As regular readers of this column know, I love data. I love it when there’s lots of it. And I love it when there are several sources of it. I find it very useful.
But this week I had the opportunity to listen to a master of understanding data, Edward Tufte. He had some criticisms of big data that I think are well worth considering — especially as the buzz around big data reaches fever pitch.
I’ll do what I can to present some of his thoughts, though almost certainly with less elegance.
Big data, so what?
First up, the bigness of data isn’t that impressive really. According to Tufte, what he calls "real scientists" have been using large amounts of data for many years now. They need to in order to do things like map DNA or count the number of stars out there or work with advanced particle physics.
Business leaders and policymakers are only just now getting into the big data game by way of marketing and hardware advancements (and the people who need to sell hardware advancements).
Much of so-called "big data" is redundant
Many of the individual data points are redundant.

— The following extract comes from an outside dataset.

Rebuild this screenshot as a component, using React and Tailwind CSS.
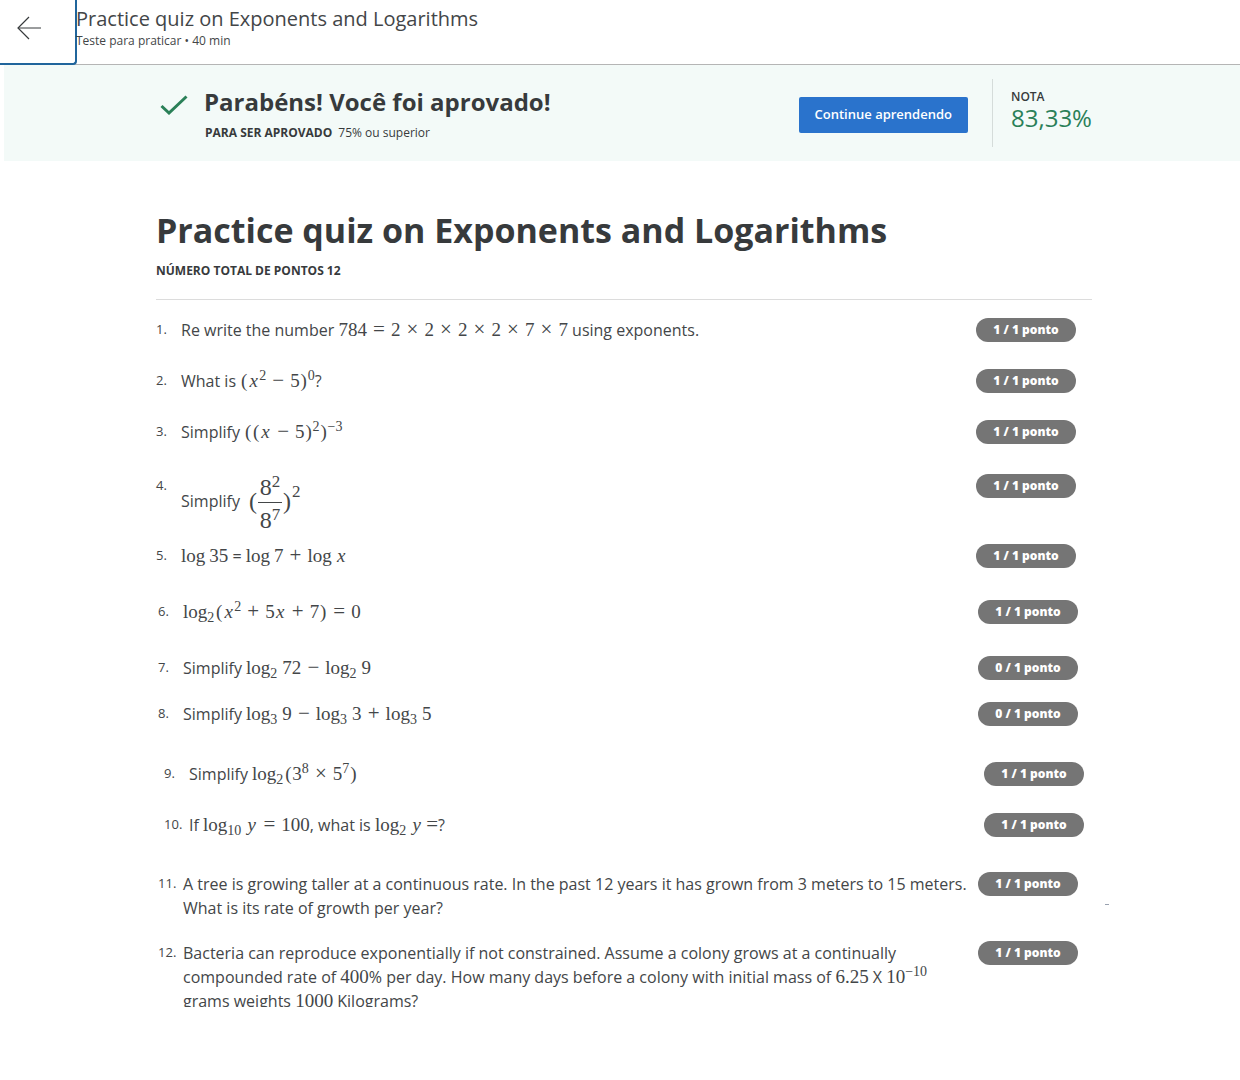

It’s easy to see how this is so. If you dig through any relatively well-connected person’s digital address book you’ll likely find several entries that correspond to a single individual. With even larger data sets this sort of thing multiplies.
Once you go through the effort to clean up the data, maybe it isn’t so big after all. The cleanliness of data sources is a constant bugbear for a database of any size.

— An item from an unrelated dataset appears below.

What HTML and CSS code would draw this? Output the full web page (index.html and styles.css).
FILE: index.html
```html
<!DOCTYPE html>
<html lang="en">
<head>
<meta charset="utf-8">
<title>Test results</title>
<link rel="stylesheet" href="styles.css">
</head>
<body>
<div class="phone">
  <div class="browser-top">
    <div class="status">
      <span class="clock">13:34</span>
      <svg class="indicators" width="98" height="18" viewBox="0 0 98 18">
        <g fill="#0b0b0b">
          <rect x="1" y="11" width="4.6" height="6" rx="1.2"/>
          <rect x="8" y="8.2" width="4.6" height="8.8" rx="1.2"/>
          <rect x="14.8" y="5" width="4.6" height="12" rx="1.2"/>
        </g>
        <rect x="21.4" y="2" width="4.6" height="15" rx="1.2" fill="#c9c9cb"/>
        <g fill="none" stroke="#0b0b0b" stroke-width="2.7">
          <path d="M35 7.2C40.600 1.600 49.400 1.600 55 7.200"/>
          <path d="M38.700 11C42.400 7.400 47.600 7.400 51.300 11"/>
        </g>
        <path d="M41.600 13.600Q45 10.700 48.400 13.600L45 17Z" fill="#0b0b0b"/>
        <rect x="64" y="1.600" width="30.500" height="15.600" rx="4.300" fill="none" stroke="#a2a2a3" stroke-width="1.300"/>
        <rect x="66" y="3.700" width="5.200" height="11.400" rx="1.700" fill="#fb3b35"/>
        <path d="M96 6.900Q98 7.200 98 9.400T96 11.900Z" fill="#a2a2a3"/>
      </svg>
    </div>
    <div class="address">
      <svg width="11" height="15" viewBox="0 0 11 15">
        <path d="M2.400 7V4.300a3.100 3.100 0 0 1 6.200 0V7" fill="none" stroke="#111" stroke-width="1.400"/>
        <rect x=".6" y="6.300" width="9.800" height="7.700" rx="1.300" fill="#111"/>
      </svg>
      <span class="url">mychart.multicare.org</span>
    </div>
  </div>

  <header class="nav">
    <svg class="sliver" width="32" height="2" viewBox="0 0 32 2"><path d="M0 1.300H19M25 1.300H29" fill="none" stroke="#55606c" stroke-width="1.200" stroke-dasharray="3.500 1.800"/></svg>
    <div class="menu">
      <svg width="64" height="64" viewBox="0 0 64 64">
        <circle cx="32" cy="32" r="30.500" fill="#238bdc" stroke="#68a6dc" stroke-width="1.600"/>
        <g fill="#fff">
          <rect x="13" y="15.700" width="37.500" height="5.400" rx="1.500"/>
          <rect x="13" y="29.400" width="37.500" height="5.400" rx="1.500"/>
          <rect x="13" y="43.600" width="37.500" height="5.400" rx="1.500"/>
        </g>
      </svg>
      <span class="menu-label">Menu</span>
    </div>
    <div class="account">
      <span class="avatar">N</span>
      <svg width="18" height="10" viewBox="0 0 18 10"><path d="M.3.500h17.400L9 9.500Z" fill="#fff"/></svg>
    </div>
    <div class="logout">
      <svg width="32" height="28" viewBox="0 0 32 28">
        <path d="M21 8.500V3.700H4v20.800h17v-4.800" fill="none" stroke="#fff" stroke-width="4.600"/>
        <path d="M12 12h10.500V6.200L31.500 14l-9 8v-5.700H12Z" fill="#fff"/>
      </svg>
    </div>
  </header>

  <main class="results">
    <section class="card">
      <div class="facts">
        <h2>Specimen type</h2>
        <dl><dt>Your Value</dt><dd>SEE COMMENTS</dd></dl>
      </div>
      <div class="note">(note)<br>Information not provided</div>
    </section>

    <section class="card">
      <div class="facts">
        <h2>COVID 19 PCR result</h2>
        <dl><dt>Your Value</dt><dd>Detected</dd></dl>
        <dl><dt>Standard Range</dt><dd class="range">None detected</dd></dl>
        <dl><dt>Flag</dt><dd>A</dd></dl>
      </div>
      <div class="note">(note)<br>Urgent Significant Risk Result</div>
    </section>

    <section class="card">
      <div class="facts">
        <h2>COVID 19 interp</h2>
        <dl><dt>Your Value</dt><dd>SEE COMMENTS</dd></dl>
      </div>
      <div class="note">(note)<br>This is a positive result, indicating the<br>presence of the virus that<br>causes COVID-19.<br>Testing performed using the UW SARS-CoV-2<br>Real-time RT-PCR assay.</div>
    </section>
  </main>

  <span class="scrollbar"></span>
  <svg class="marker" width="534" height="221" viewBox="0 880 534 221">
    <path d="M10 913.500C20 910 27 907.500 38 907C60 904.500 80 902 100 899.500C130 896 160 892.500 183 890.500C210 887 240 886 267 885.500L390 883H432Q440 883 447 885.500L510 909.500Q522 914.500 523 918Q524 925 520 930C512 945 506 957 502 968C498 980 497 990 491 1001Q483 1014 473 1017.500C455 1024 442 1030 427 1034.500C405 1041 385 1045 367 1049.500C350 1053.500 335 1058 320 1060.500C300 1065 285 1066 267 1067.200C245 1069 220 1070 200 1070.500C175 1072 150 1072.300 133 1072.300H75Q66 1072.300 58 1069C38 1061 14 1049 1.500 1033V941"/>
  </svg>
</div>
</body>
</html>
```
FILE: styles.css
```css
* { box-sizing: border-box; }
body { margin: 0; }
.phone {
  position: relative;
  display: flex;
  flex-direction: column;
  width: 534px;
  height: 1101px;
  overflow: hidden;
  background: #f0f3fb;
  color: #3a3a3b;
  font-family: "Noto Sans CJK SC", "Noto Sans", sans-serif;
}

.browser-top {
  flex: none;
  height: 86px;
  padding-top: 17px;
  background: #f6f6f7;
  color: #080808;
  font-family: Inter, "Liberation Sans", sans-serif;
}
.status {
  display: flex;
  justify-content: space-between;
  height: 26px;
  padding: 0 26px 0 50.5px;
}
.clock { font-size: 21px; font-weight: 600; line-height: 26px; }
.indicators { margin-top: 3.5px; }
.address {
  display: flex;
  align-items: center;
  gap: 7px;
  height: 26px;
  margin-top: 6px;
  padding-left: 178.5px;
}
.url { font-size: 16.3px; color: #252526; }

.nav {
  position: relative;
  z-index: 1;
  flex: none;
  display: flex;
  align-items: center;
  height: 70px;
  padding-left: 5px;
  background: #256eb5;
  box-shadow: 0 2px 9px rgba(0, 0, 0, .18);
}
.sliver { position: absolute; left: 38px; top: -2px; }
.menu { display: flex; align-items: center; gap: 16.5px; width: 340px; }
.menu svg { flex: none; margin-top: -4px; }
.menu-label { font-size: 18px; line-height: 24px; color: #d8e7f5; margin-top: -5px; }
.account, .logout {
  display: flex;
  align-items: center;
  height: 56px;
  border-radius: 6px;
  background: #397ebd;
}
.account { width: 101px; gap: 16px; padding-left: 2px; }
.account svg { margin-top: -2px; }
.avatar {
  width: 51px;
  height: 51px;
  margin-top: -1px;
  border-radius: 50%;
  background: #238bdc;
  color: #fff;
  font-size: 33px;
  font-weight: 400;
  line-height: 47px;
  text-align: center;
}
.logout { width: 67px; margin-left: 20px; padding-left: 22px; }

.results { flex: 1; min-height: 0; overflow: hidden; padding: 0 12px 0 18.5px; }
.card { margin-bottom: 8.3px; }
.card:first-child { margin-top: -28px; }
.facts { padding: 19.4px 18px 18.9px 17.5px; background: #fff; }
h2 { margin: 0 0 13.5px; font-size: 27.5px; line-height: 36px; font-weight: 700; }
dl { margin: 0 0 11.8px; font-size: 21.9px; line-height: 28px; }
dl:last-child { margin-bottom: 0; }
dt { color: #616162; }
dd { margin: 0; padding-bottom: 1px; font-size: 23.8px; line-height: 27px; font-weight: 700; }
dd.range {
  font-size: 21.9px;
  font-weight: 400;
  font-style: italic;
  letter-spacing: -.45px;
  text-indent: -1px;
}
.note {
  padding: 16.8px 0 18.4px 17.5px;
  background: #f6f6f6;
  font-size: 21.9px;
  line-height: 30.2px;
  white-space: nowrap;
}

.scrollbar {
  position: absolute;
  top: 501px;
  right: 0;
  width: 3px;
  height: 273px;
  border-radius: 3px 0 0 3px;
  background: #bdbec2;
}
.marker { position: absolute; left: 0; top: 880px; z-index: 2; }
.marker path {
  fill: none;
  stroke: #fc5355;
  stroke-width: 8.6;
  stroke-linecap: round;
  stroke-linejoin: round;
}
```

Much of so-called "big data" is irrelevant
Tufte used an example of a security camera. Imagine a security camera pointed at a corner. In the course of weeks or months it is gathering up image data. Almost all of that data is, in the first place, redundant. It’s simply the same picture over and over and over again.
In the second place, most of that data is irrelevant. Most of the time a crime is not being committed. Maybe if something happens there once a year, then 10 minutes of footage is relevant. The other 525,938 minutes are irrelevant.
In this instance you certainly have a lot of data, big data even. But the part that’s useful isn’t big at all.
"Real science," according to Tufte, handles this by first coming up with a question and then examining the data source. Much of business data mining has this approach backwards, and as a result is able to draw questionable causal relationships between data in any given set.
Incentive hazards
The redundancy and irrelevancy of big data would be relatively harmless on their own. But problems arise when there are compensation-related issues. And with big data, there most certainly are.
There are incentive hazards at two points in the technology discussion. One is in the sale of hardware. Maintaining and processing large amounts of data requires large amounts of hardware and often expensive software.
Making "big data" a required bullet point on any project creates a de facto capitalization requirement. This is one of the points that I think is especially important in the real estate industry.
Running the big iron that can handle big data isn’t cheap. Many of the non-venture-capital-backed operations in real estate would have trouble competing in a world where big data was a requirement. Certainly the "Balkanized" nature of the industry wouldn’t help.
This is a strategic situation. And it’s one that is actively in play.
The other layer of incentive hazard is that it almost requires that anyone involved in examining or "mining" big data come up with some vast conclusion or insight. This is dangerous.
This is especially dangerous when those doing the examining and mining are the same people who will benefit from the findings. It is the classic "pay the auto repair shop to tell you what’s wrong with your car" problem.
In what Tufte calls "real science" there is no incentive to find something when nothing is there. In fact, with the system of peer review in journals there’s a pretty heavy disincentive to make stuff up.
Business culture is not like this. If a business pays a lot of money to a consultant to examine the gigantic pile of data (which may be irrelevantly and redundantly giant), then they better come up with something or else the money will be considered "wasted" and the person who commissioned the work will have failed. The temptation for a CYA (cover your ass) approach scales in relation to the size of the data and the size of the consultant fee.
Some thoughts
Tufte didn’t dissuade me from continuing to examine and use big data. But he certainly nailed some critical issues in the field. These issues are ones that are worth examining with any vendor or consultant who brings up the "need" for big data.